Colorado and the kitchen
At age 51, Hagemeier went back to school—culinary school—to learn baking and pastry. She interned at New York’s Michelin-starred Gotham Bar and Grill just long enough to figure out that she didn’t want the “stressful, tough culture” of a restaurant. She begged her way into the Silver Moon Bakery on the Upper West Side and there, from the unlikeliest of sources, she mastered the art of challah.
“I was so bad at braiding I thought I was going to get fired especially because challah was one of their most important products,” she recalls. “All of the bread bakers were West African men. They were the ones who taught me how to make challah.”
In 2018, Hagemeier exercised her new-found personal freedom and decided to leave New York and move to Colorado. She had learned to love the state while her daughter Andie attended CU Boulder. She planned to look for a retail space and open a bakery—until she took a class at the Small Business Development Center.
“The most important thing I learned was that I was not ready to open a business,” she says. “I needed more time in the kitchen, and I needed more time to learn about the business side of having a bakery.”
She worked for Marczyk Fine Foods for more than a year and now works for Little Man Ice Cream. In her spare time, she discovered the kitchen at JCC and negotiated an arrangement that gives her time to build Challahrado. Everything is baked to order with pick-up on Friday afternoons at the JCC. She is a one-person operation, except for the high holidays when she brings in help and closes challah orders at 100.
Challahrado and Judaism
Challarado Hearth is personal on many levels for Hagemeier.
She grew up in an orthodox synagogue and Hebrew school and felt like she “didn’t fit in.”
Now she has found a way to fit Judaism into her life choices, starting with the stand she has taken when people urge her to raise the price of her $8 classic challah.
“I am committed to keeping it at $8 because I want people to recognize Shabbat,” she says. “It’s important that Jews acknowledge their Judaism, and if it’s having challah on Friday, that is pretty painless.
“Coming from the Upper West Side of New York, there are a huge number of Jews,” she adds. “Even people there who are not Jewish know about Jewish culture because they are exposed to Jews. In Colorado, I have met people who have not knowingly met a Jew. A huge part of my mission is to expose Denver to Jewish breads and pastries.”

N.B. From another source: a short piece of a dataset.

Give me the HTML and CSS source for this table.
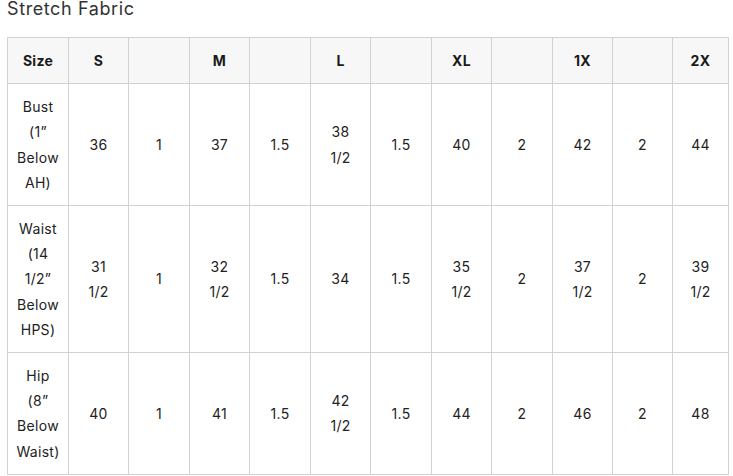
FILE: index.html
```html
<!DOCTYPE html>
<html>
<head>
<meta charset="utf-8">
<link rel="stylesheet" href="styles.css">
</head>
<body>
<div class="page">
  <h3 class="title">Stretch Fabric</h3>
  <table class="size-table">
    <colgroup>
      <col class="c61"><col class="c60"><col class="c61"><col class="c60"><col class="c61"><col class="c60">
      <col class="c61"><col class="c60"><col class="c61"><col class="c60"><col class="c60"><col class="c56">
    </colgroup>
    <thead>
      <tr><th>Size</th><th>S</th><th></th><th>M</th><th></th><th>L</th><th></th><th>XL</th><th></th><th>1X</th><th></th><th>2X</th></tr>
    </thead>
    <tbody>
      <tr><td>Bust<br>(1”<br>Below<br>AH)</td><td>36</td><td>1</td><td>37</td><td>1.5</td><td>38<br>1/2</td><td>1.5</td><td>40</td><td>2</td><td>42</td><td>2</td><td>44</td></tr>
      <tr><td>Waist<br>(14<br>1/2”<br>Below<br>HPS)</td><td>31<br>1/2</td><td>1</td><td>32<br>1/2</td><td>1.5</td><td>34</td><td>1.5</td><td>35<br>1/2</td><td>2</td><td>37<br>1/2</td><td>2</td><td>39<br>1/2</td></tr>
      <tr><td>Hip<br>(8”<br>Below<br>Waist)</td><td>40</td><td>1</td><td>41</td><td>1.5</td><td>42<br>1/2</td><td>1.5</td><td>44</td><td>2</td><td>46</td><td>2</td><td>48</td></tr>
    </tbody>
  </table>
</div>
</body>
</html>
```
FILE: styles.css
```css
html, body {
  margin: 0;
  padding: 0;
  background: #ffffff;
}
.page {
  padding-left: 7px;
  font-family: Inter, "Noto Sans", sans-serif;
  color: #222222;
}
.title {
  margin: 0;
  font-size: 18px;
  font-weight: 400;
  line-height: 17px;
  letter-spacing: 0.6px;
  color: #333333;
}
.size-table {
  margin-top: 20px;
  border-collapse: collapse;
  table-layout: fixed;
  width: 721px;
  font-size: 14px;
  line-height: 25.2px;
  letter-spacing: 0.3px;
}
.c61 { width: 61px; }
.c60 { width: 60px; }
.c56 { width: 56px; }
.size-table th,
.size-table td {
  border: 1px solid #d2d2d2;
  padding: 10px 6px;
  text-align: center;
  vertical-align: middle;
  white-space: nowrap;
}
.size-table th {
  background: #f7f7f7;
  font-weight: 700;
  color: #1a1a1a;
}
.size-table td {
  font-weight: 400;
}
```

Hagemeier is generous with her skills and her product. She teaches baking classes at the JCC throughout the year on Thursdays at 5:30 p.m. With her help, another generation is learning to make challah, babka, Sephardic breads, Rosh Hashanah cakes, and cookies. For Shabbat of Love, she donated challah dough to JEWISHcolorado’s Jewish Explorers and PJ Library families. Sit for an interview with her, and you will leave with a box of warm hamentaschen. Liberated from litigation, she has found joy and purpose
“I just love baking,” she says. “It makes me happy, it relaxes me. As a litigator, I had to fight for a living. Now, I make people happy for a living.”